LOL!! Thank you for this outstanding moment.
“He wanted to tell me about an incredible thing that had just happened to him that day.”
When I lived in the city and often took a cab home late at night, I occasionally had some amazing and humbling conversations with drivers, conversations that seemed to spring up from them. Leaving a cab one evening after a silent ride, I commented positively on the religious medals hanging from the mirror. More than an hour later, we were still engaged in a deep conversation in the parking lot outside my apartment because the driver was trying to unravel some spiritual mystery and was seeking advice. That was at least five years ago, and I still recall the particulars.

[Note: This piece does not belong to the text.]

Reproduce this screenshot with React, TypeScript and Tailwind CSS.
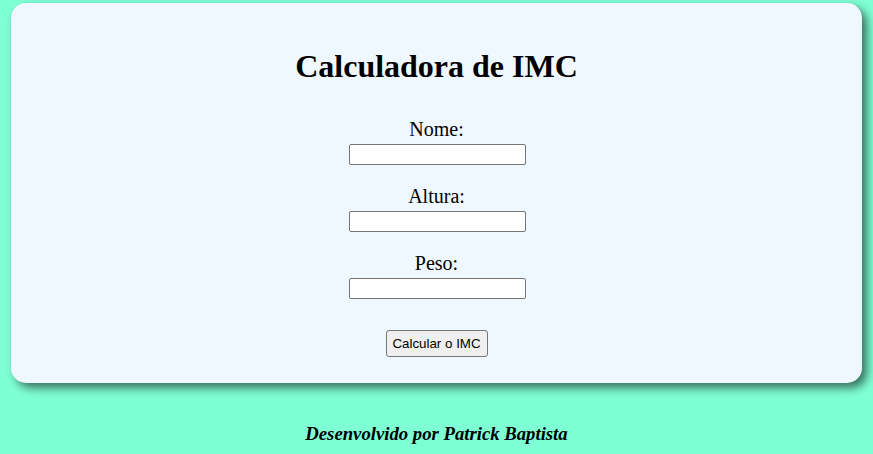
import React from "react";

export default function App() {
  const serif = { fontFamily: '"Liberation Serif", "Times New Roman", serif' };
  const fields = ["Nome:", "Altura:", "Peso:"];
  return (
    <div className="min-h-[454px] w-[873px] bg-[#7fffd4] pt-[3px] text-black" style={serif}>
      <div className="ml-[11px] flex h-[380px] w-[851px] flex-col items-center rounded-[15px] bg-[#f0f8ff] pt-[45px] shadow-[5px_5px_10px_rgba(0,0,0,0.55)]">
        <h1 className="text-[32px] font-bold leading-[37px]">Calculadora de IMC</h1>
        <div className="mt-[33px] flex flex-col items-center gap-[20px]">
          {fields.map((f) => (
            <div key={f} className="flex flex-col items-center">
              <label className="text-[20px] leading-[23px]">{f}</label>
              <input
                type="text"
                className="ml-[2px] mt-[3px] h-[21px] w-[177px] rounded-[2px] border border-[#767676] bg-white px-[2px] text-[13px]"
              />
            </div>
          ))}
        </div>
        <button
          className="mt-[31px] h-[27px] w-[102px] rounded-[3px] border border-[#767676] bg-[#efefef] text-[13.33px] text-black"
          style={{ fontFamily: '"Liberation Sans", Arial, sans-serif' }}
        >
          Calcular o IMC
        </button>
      </div>
      <h3 className="mt-[40px] text-center text-[18.72px] font-bold italic leading-[21px]">
        Desenvolvido por Patrick Baptista
      </h3>
    </div>
  );
}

Not a driver, but I also remember the young oil burner technician, the third to visit me one frigid winter week, and the only one who correctly diagnosed and fixed the furnace problem and restored my apartment’s heat. I followed him out to the sidewalk asking some follow-up questions. As he reassured me about the situation (“it will already be warm when you go back upstairs”) and was putting his gear back in the truck, he turned to me and without hesitating said, “My mom died recently and I miss her.” That was a long talk, too (and a visit that was never billed; thanks, mom).
Oranges and Dior(!) and grief and wonder at the infinite collection of stories in this unimaginably vast universe. Endless wonderment; it all *does* mean something.